Maximum likelihood estimation of the (univariate) lognormal distribution.

Usage

lognormal(lmeanlog = "identity", lsdlog = "loge", zero = NULL)
lognormal3(lmeanlog = "identity", lsdlog = "loge",
           powers.try = (-3):3, delta = NULL, zero = NULL)

Arguments

lmeanlog, lsdlog
Parameter link functions applied to the mean and (positive) $\sigma$ (standard deviation) parameter. Both of these are on the log scale. See Links for more choices.
zero
An integer-valued vector specifying which linear/additive predictors are modelled as intercepts only. For lognormal(), the values must be from the set {1,2} which correspond to mu, sigma, respectively. For
powers.try
Numerical vector. The initial $lambda$ is chosen as the best value from min(y) - 10^powers.try where y is the response.
delta
Numerical vector. An alternative method for obtaining an initial $lambda$. Here, delta = min(y)-lambda. If given, this supersedes the powers.try argument. The value must be positive.

Value

  • An object of class "vglmff" (see vglmff-class). The object is used by modelling functions such as vglm, and vgam.

Details

A random variable $Y$ has a 2-parameter lognormal distribution if $\log(Y)$ is distributed $N(\mu, \sigma^2)$. The expected value of $Y$, which is $$E(Y) = \exp(\mu + 0.5 \sigma^2)$$ and not $\mu$, make up the fitted values.

A random variable $Y$ has a 3-parameter lognormal distribution if $\log(Y-\lambda)$ is distributed $N(\mu, \sigma^2)$. Here, $\lambda < Y$. The expected value of $Y$, which is $$E(Y) = \lambda + \exp(\mu + 0.5 \sigma^2)$$ and not $\mu$, make up the fitted values.
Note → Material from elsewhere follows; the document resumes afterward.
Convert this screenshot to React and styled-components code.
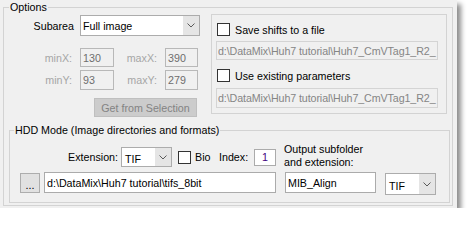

lognormal() and lognormal3() fit the 2- and 3-parameter lognormal distribution respectively. Clearly, if the location parameter $\lambda=0$ then both distributions coincide.

References

Kleiber, C. and Kotz, S. (2003) Statistical Size Distributions in Economics and Actuarial Sciences, Hoboken, NJ: Wiley-Interscience.

See Also

rlnorm, normal1.

Examples

Run this code
y = rlnorm(n <- 1000, meanlog=1.5, sdlog=exp(-0.8))
fit = vglm(y ~ 1, lognormal, trace=TRUE)
coef(fit, mat=TRUE)
Coef(fit)

x = runif(n <- 1000)
y = rlnorm(n, mean=0.5, sd=exp(x))
fit = vglm(y ~ x, lognormal(zero=1), trace=TRUE, crit="c")
coef(fit, mat=TRUE)
Coef(fit)

n = 1000
lambda = 4
y = lambda + rlnorm(n, mean=1.5, sd=exp(-0.8))
fit = vglm(y ~ 1, lognormal3, trace=TRUE)
fit = vglm(y ~ 1, lognormal3, trace=TRUE, crit="c")
coef(fit, mat=TRUE)
Coef(fit)
summary(fit)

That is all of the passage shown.